What on earth do I mean? Well, it’s usual to look for a home in places that are convenient to work and schools. Most folks take the daily commute into consideration when shopping for a home. Why not take the daily, weekly, and even monthly activities of family members consciously into account, too?
I once helped a young, single woman named Wendy to find and buy her first home. She worked for Geico, was rising very nicely in the company and wanted a home of her own and the tax break home ownership affords. She asked my advice about choosing, and we had a conversation in which I mentioned many of the sorts of things I’ve said here. We made a list of what mattered to her. Then we went shopping. We looked at a lot of houses. After we came out of each one, we had a talk about how it measured up to Wendy’s list.
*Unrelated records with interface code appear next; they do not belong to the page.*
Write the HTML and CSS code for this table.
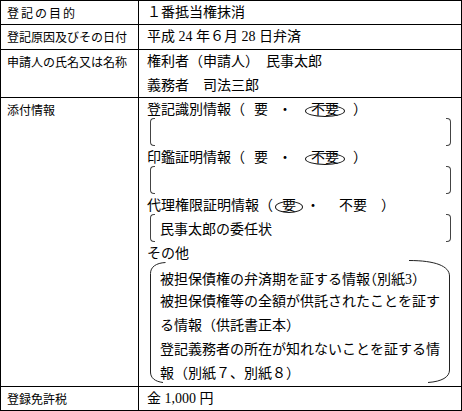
FILE: index.html
```html
<!DOCTYPE html>
<html lang="ja">
<head>
<meta charset="utf-8">
<link rel="stylesheet" href="styles.css">
</head>
<body>
<div class="sheet">
  <div class="label r1 spaced">登記の目的</div>
  <div class="value r1">１番抵当権抹消</div>

  <div class="label r2">登記原因及びその日付</div>
  <div class="value r2">平成 24 年６月 28 日弁済</div>

  <div class="label r3">申請人の氏名又は名称</div>
  <div class="value r3">
    <div class="line">権利者（申請人）　民事太郎</div>
    <div class="line">義務者　司法三郎</div>
  </div>

  <div class="label r4">添付情報</div>
  <div class="value r4">
    <div class="line">登記識別情報<span class="paren">（</span><span class="c-yes">要</span><span class="c-dot">・</span><span class="c-no circled">不要</span><span class="c-close">）</span></div>
    <div class="brk"></div>
    <div class="line">印鑑証明情報<span class="paren">（</span><span class="c-yes">要</span><span class="c-dot">・</span><span class="c-no circled">不要</span><span class="c-close">）</span></div>
    <div class="brk"></div>
    <div class="line">代理権限証明情報<span class="paren">（</span><span class="c-yes circled narrow">要</span><span class="c-dot">・</span><span class="c-no">不要</span><span class="c-close">）</span></div>
    <div class="brk">民事太郎の委任状</div>
    <div class="line">その他</div>
    <div class="big">
      <svg class="big-shape" width="313" height="126" viewBox="0 0 313 126" aria-hidden="true">
        <path d="M18.5 2.5 C9 3 3.5 7 3.5 13.5 V112 C3.5 118 8 121.5 16 122.5"/>
        <path d="M262 0.5 C288 0.5 302.5 6 302.5 16 V110 C302.5 117 295 121.5 281 122.5"/>
      </svg>
      <div class="line">被担保債権の弁済期を証する情報<span class="half">（</span>別紙3<span class="half">）</span></div>
      <div class="line">被担保債権等の全額が供託されたことを証す</div>
      <div class="line">る情報（供託書正本）</div>
      <div class="line">登記義務者の所在が知れないことを証する情</div>
      <div class="line">報（別紙７、別紙８）</div>
    </div>
  </div>

  <div class="label r5">登録免許税</div>
  <div class="value r5">金 1,000 円</div>
</div>
</body>
</html>
```

FILE: styles.css
```css
html, body {
  margin: 0;
  padding: 0;
  background: #fff;
}

.sheet {
  display: grid;
  grid-template-columns: 138px 1fr;
  grid-template-rows: 24px 25px 48px 289px 23px;
  width: 462px;
  height: 411px;
  box-sizing: border-box;
  border: 1px solid #000;
  color: #000;
}

.label,
.value {
  box-sizing: border-box;
  border-bottom: 1px solid #000;
  line-height: 24px;
  white-space: nowrap;
}

.r5 {
  border-bottom: none;
}

.label {
  border-right: 1px solid #000;
  padding-left: 6px;
  font-family: "Noto Sans CJK JP", sans-serif;
  font-size: 12px;
}

.spaced {
  letter-spacing: 2px;
}

.value {
  padding-left: 8px;
  font-family: "Liberation Serif", "Noto Sans CJK JP", serif;
  font-size: 14px;
}

.line {
  height: 24px;
  line-height: 24px;
}

.c-yes,
.c-no,
.c-dot,
.c-close {
  display: inline-block;
  position: relative;
}

.c-yes { margin-left: 9px; }
.c-dot { margin-left: 10px; }
.c-no { margin-left: 19px; }
.c-close { margin-left: 14px; }

.circled::after {
  content: "";
  position: absolute;
  left: -6px;
  right: -6px;
  top: 50%;
  height: 10px;
  margin-top: -5px;
  border: 1px solid #111;
  border-radius: 50%;
}

.circled.narrow::after {
  left: -7px;
  right: -7px;
}

.brk {
  position: relative;
  height: 24px;
  line-height: 24px;
  padding-left: 13px;
}

.brk::before,
.brk::after {
  content: "";
  position: absolute;
  top: -4px;
  bottom: 0;
  width: 4px;
  border: 1px solid #444;
}

.brk::before {
  left: 3px;
  border-right: none;
  border-radius: 4px 0 0 4px;
}

.brk::after {
  right: 10px;
  border-left: none;
  border-radius: 0 4px 4px 0;
}

.big {
  position: relative;
  padding-left: 13px;
}

.big-shape {
  position: absolute;
  left: 0;
  top: -6px;
  overflow: visible;
}

.big-shape path {
  fill: none;
  stroke: #222;
  stroke-width: 1;
}

.half {
  font-family: "Noto Sans CJK JP", sans-serif;
  font-feature-settings: "halt" 1;
}
```
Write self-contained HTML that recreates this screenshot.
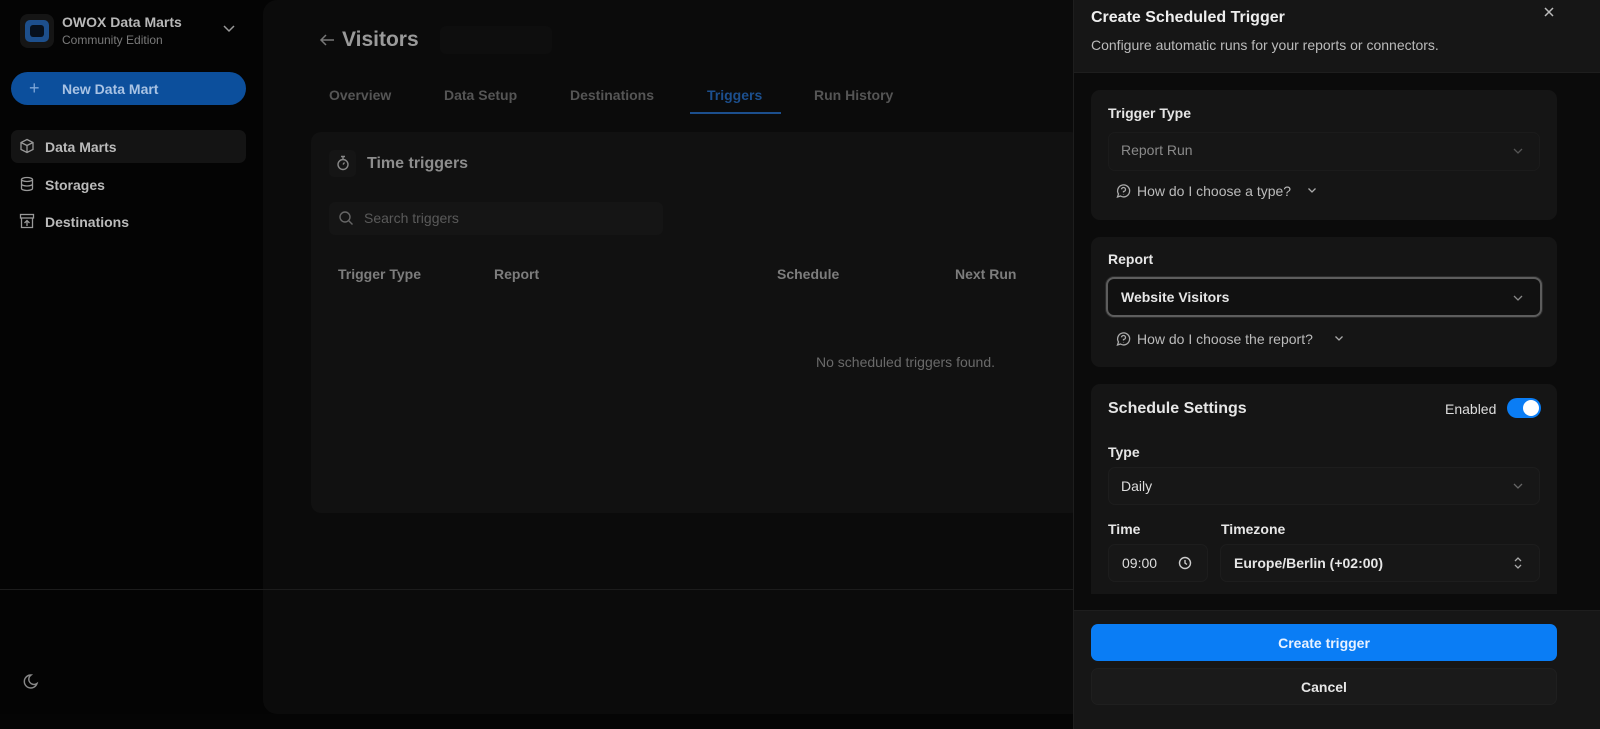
<!DOCTYPE html>
<html><head><meta charset="utf-8"><style>
*{box-sizing:border-box;margin:0;padding:0}
body{width:1600px;height:729px;overflow:hidden;background:#040404;font-family:"Liberation Sans",sans-serif;position:relative;color:#ddd}
.abs{position:absolute}
svg{display:block}
</style></head><body>
<!-- sidebar -->
<div class="abs" style="left:20px;top:14px;width:34px;height:34px;border-radius:8px;background:#151515"></div>
<div class="abs" style="left:25px;top:20px;width:24px;height:22px;border-radius:5px;background:#1d4f8c"></div>
<div class="abs" style="left:30px;top:25px;width:14px;height:12px;border-radius:3px;background:#07101c"></div>
<div class="abs" style="left:62px;top:14px;font-size:14px;font-weight:bold;color:#b8b8b8">OWOX Data Marts</div>
<div class="abs" style="left:62px;top:33px;font-size:12px;color:#7a7a7a">Community Edition</div>
<svg class="abs" style="left:222px;top:24px" width="14" height="10"><path d="M2 2l5 5 5-5" stroke="#999" stroke-width="1.5" fill="none"/></svg>
<div class="abs" style="left:11px;top:72px;width:235px;height:33px;border-radius:17px;background:#0c4f9c"></div>
<div class="abs" style="left:29px;top:78px;font-size:18px;color:#7ea7d8">+</div>
<div class="abs" style="left:62px;top:81px;font-size:14px;font-weight:bold;color:#a9c3e4">New Data Mart</div>
<div class="abs" style="left:11px;top:130px;width:235px;height:33px;border-radius:7px;background:#141414"></div>
<svg class="abs" style="left:19px;top:138px" width="16" height="16" fill="none" stroke="#999" stroke-width="1.3"><path d="M8 1.5l6 3v7l-6 3-6-3v-7z M2 4.5l6 3 6-3 M8 7.5v7"/></svg>
<div class="abs" style="left:45px;top:139px;font-size:14px;color:#bbb;font-weight:bold">Data Marts</div>
<svg class="abs" style="left:19px;top:176px" width="16" height="16" fill="none" stroke="#999" stroke-width="1.3"><ellipse cx="8" cy="3.5" rx="5.5" ry="2"/><path d="M2.5 3.5v9c0 1.1 2.5 2 5.5 2s5.5-.9 5.5-2v-9M2.5 8c0 1.1 2.5 2 5.5 2s5.5-.9 5.5-2"/></svg>
<div class="abs" style="left:45px;top:177px;font-size:14px;color:#bbb;font-weight:bold">Storages</div>
<svg class="abs" style="left:19px;top:213px" width="16" height="16" fill="none" stroke="#999" stroke-width="1.3"><rect x="1.5" y="1.5" width="13" height="3.5"/><path d="M2.5 5v9.5h11V5M8 13V8M5.5 10l2.5-2.5 2.5 2.5"/></svg>
<div class="abs" style="left:45px;top:214px;font-size:14px;color:#bbb;font-weight:bold">Destinations</div>
<svg class="abs" style="left:21px;top:673px" width="18" height="18" fill="none" stroke="#888" stroke-width="1.4"><path d="M10 2a6.5 6.5 0 1 0 6 8.5A5 5 0 0 1 10 2z"/></svg>
<!-- main -->
<div class="abs" style="left:263px;top:0;width:810px;height:714px;background:#0b0b0b;border-radius:14px 0 0 14px"></div>
<div class="abs" style="left:0;top:589px;width:1073px;height:1px;background:#1c1c1c"></div>
<div class="abs" style="left:0;top:714px;width:1073px;height:15px;background:#050505"></div>
<div class="abs" style="left:440px;top:26px;width:112px;height:28px;background:#0e0e0e;border-radius:6px"></div>
<svg class="abs" style="left:318px;top:32px" width="18" height="16" fill="none" stroke="#777" stroke-width="1.5"><path d="M16 8H3M8 3L3 8l5 5"/></svg>
<div class="abs" style="left:342px;top:28px;font-size:21px;font-weight:bold;color:#9a9a9a">Visitors</div>
<div class="abs" style="left:329px;top:87px;font-size:14px;color:#555;font-weight:bold">Overview</div>
<div class="abs" style="left:444px;top:87px;font-size:14px;color:#555;font-weight:bold">Data Setup</div>
<div class="abs" style="left:570px;top:87px;font-size:14px;color:#555;font-weight:bold">Destinations</div>
<div class="abs" style="left:707px;top:87px;font-size:14px;color:#1c4f8e;font-weight:bold">Triggers</div>
<div class="abs" style="left:690px;top:112px;width:91px;height:2px;background:#1c4f8e"></div>
<div class="abs" style="left:814px;top:87px;font-size:14px;color:#555;font-weight:bold">Run History</div>
<div class="abs" style="left:311px;top:132px;width:770px;height:381px;background:#111;border-radius:10px"></div>
<div class="abs" style="left:329px;top:150px;width:27px;height:27px;background:#151515;border-radius:5px"></div>
<svg class="abs" style="left:335px;top:155px" width="16" height="16" fill="none" stroke="#888" stroke-width="1.4"><circle cx="8" cy="9.5" r="5"/><path d="M6 1.5h4M8 1.5v3M8 9.5l1.5-2"/></svg>
<div class="abs" style="left:367px;top:155px;font-size:16px;font-weight:bold;color:#8d8d8d">Time triggers</div>
<div class="abs" style="left:329px;top:202px;width:334px;height:33px;background:#151515;border-radius:6px"></div>
<svg class="abs" style="left:338px;top:210px" width="16" height="16" fill="none" stroke="#666" stroke-width="1.4"><circle cx="7" cy="7" r="5"/><path d="M11 11l3.5 3.5"/></svg>
<div class="abs" style="left:364px;top:210px;font-size:14px;color:#5a5a5a">Search triggers</div>
<div class="abs" style="left:338px;top:266px;font-size:14px;font-weight:bold;color:#7d7d7d">Trigger Type</div>
<div class="abs" style="left:494px;top:266px;font-size:14px;font-weight:bold;color:#7d7d7d">Report</div>
<div class="abs" style="left:777px;top:266px;font-size:14px;font-weight:bold;color:#7d7d7d">Schedule</div>
<div class="abs" style="left:955px;top:266px;font-size:14px;font-weight:bold;color:#7d7d7d">Next Run</div>
<div class="abs" style="left:816px;top:354px;font-size:14px;color:#6a6a6a">No scheduled triggers found.</div>
<!-- drawer -->
<div class="abs" style="left:1073px;top:0;width:527px;height:729px;background:#0b0b0b;border-left:1px solid #1e1e1e"></div>
<div class="abs" style="left:1074px;top:0;width:526px;height:73px;background:#161616;border-bottom:1px solid #1e1e1e"></div>
<div class="abs" style="left:1091px;top:9px;font-size:16px;font-weight:bold;color:#eee">Create Scheduled Trigger</div>
<div class="abs" style="left:1091px;top:37px;font-size:14px;color:#bbb">Configure automatic runs for your reports or connectors.</div>
<svg class="abs" style="left:1543px;top:6px" width="12" height="12" stroke="#bbb" stroke-width="1.5"><path d="M2 2l8 8M10 2l-8 8"/></svg>
<div class="abs" style="left:1091px;top:90px;width:466px;height:130px;background:#151515;border-radius:9px"></div>
<div class="abs" style="left:1108px;top:105px;font-size:14px;font-weight:bold;color:#e6e6e6">Trigger Type</div>
<div class="abs" style="left:1108px;top:132px;width:432px;height:39px;background:#161616;border:1px solid #1b1b1b;border-radius:7px"></div>
<div class="abs" style="left:1121px;top:142px;font-size:14px;color:#8a8a8a">Report Run</div>
<svg class="abs" style="left:1512px;top:147px" width="12" height="8" fill="none" stroke="#555" stroke-width="1.3"><path d="M2 2l4 4 4-4"/></svg>
<svg class="abs" style="left:1115px;top:183px" width="16" height="16" fill="none" stroke="#aaa" stroke-width="1.3"><path d="M2.5 14l1-3a6 6 0 1 1 2 2z"/><path d="M6.5 6.3a2 2 0 1 1 2 2.2v1M8.5 11v.4"/></svg>
<div class="abs" style="left:1137px;top:183px;font-size:14px;color:#bbb">How do I choose a type?</div>
<svg class="abs" style="left:1307px;top:187px" width="10" height="7" fill="none" stroke="#aaa" stroke-width="1.3"><path d="M1.5 1.5l3.5 3.5 3.5-3.5"/></svg>
<div class="abs" style="left:1091px;top:237px;width:466px;height:130px;background:#151515;border-radius:9px"></div>
<div class="abs" style="left:1108px;top:251px;font-size:14px;font-weight:bold;color:#e6e6e6">Report</div>
<div class="abs" style="left:1106px;top:277px;width:436px;height:40px;background:#111;border:2px solid #5d5d5d;border-radius:8px;box-shadow:0 0 0 1px #2a2a2a"></div>
<div class="abs" style="left:1121px;top:289px;font-size:14px;font-weight:bold;color:#e6e6e6">Website Visitors</div>
<svg class="abs" style="left:1512px;top:294px" width="12" height="8" fill="none" stroke="#888" stroke-width="1.3"><path d="M2 2l4 4 4-4"/></svg>
<svg class="abs" style="left:1115px;top:331px" width="16" height="16" fill="none" stroke="#aaa" stroke-width="1.3"><path d="M2.5 14l1-3a6 6 0 1 1 2 2z"/><path d="M6.5 6.3a2 2 0 1 1 2 2.2v1M8.5 11v.4"/></svg>
<div class="abs" style="left:1137px;top:331px;font-size:14px;color:#bbb">How do I choose the report?</div>
<svg class="abs" style="left:1334px;top:335px" width="10" height="7" fill="none" stroke="#aaa" stroke-width="1.3"><path d="M1.5 1.5l3.5 3.5 3.5-3.5"/></svg>
<div class="abs" style="left:1091px;top:384px;width:466px;height:210px;background:#151515;border-radius:9px 9px 0 0"></div>
<div class="abs" style="left:1108px;top:400px;font-size:16px;font-weight:bold;color:#e6e6e6">Schedule Settings</div>
<div class="abs" style="left:1445px;top:401px;font-size:14px;color:#ddd">Enabled</div>
<div class="abs" style="left:1507px;top:398px;width:34px;height:20px;border-radius:10px;background:#0a7df5"></div>
<div class="abs" style="left:1523px;top:400px;width:16px;height:16px;border-radius:8px;background:#fff"></div>
<div class="abs" style="left:1108px;top:444px;font-size:14px;font-weight:bold;color:#e6e6e6">Type</div>
<div class="abs" style="left:1108px;top:467px;width:432px;height:38px;background:#171717;border:1px solid #1d1d1d;border-radius:7px"></div>
<div class="abs" style="left:1121px;top:478px;font-size:14px;color:#ddd">Daily</div>
<svg class="abs" style="left:1512px;top:482px" width="12" height="8" fill="none" stroke="#666" stroke-width="1.3"><path d="M2 2l4 4 4-4"/></svg>
<div class="abs" style="left:1108px;top:521px;font-size:14px;font-weight:bold;color:#e6e6e6">Time</div>
<div class="abs" style="left:1221px;top:521px;font-size:14px;font-weight:bold;color:#e6e6e6">Timezone</div>
<div class="abs" style="left:1108px;top:544px;width:100px;height:38px;background:#171717;border:1px solid #1d1d1d;border-radius:7px"></div>
<div class="abs" style="left:1122px;top:555px;font-size:14px;color:#ddd">09:00</div>
<svg class="abs" style="left:1178px;top:556px" width="14" height="14" fill="none" stroke="#ccc" stroke-width="1.4"><circle cx="7" cy="7" r="5.5"/><path d="M7 4v3l2 1.5"/></svg>
<div class="abs" style="left:1220px;top:544px;width:320px;height:38px;background:#171717;border:1px solid #1d1d1d;border-radius:7px"></div>
<div class="abs" style="left:1234px;top:555px;font-size:14px;font-weight:bold;color:#e6e6e6">Europe/Berlin (+02:00)</div>
<svg class="abs" style="left:1513px;top:555px" width="10" height="16" fill="none" stroke="#aaa" stroke-width="1.3"><path d="M2 6l3-3 3 3M2 10l3 3 3-3"/></svg>
<div class="abs" style="left:1074px;top:610px;width:526px;height:119px;background:#161616;border-top:1px solid #1e1e1e"></div>
<div class="abs" style="left:1091px;top:624px;width:466px;height:37px;border-radius:7px;background:#0a7df5"></div>
<div class="abs" style="left:1091px;top:635px;width:466px;text-align:center;font-size:14px;font-weight:bold;color:#e8f2ff">Create trigger</div>
<div class="abs" style="left:1091px;top:668px;width:466px;height:37px;border-radius:7px;background:#1a1a1a;border:1px solid #1f1f1f"></div>
<div class="abs" style="left:1091px;top:679px;width:466px;text-align:center;font-size:14px;font-weight:bold;color:#e6e6e6">Cancel</div>
</body></html>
One of the houses we looked at belonged to the young woman who later became my daughter-in-law. It was brick, all on one level had a fireplace in the living room, and had patio doors from the master bedroom and dining rooms to an enormous deck with a hot tub. It was beautifully decorated in a sort of “pared down Victorian” style. There was a brass bed, some wicker, lots of healthy house plants, and a few Victorian pieces of furniture that were actually old, family pieces. Silver framed family photos were clustered on top of the piano.
After we emerged from the house, Wendy started down the two steps to the car and then froze in place. She had the oddest expression on her face. I asked what was wrong, and she began to look sheepish and confessed, “That house is so pretty and so nicely decorated, I just enjoyed looking at it and didn’t give any thought to how I’d live in it. I just wanted it.”
We went back inside. Wendy still admired what had been done with the house, but decided it wasn’t right for her.
Knowing what’s important to you can save costly mistakes. The process of “trying on” a house helps you evaluate what’s important. I think you’ll find it’s worth the effort.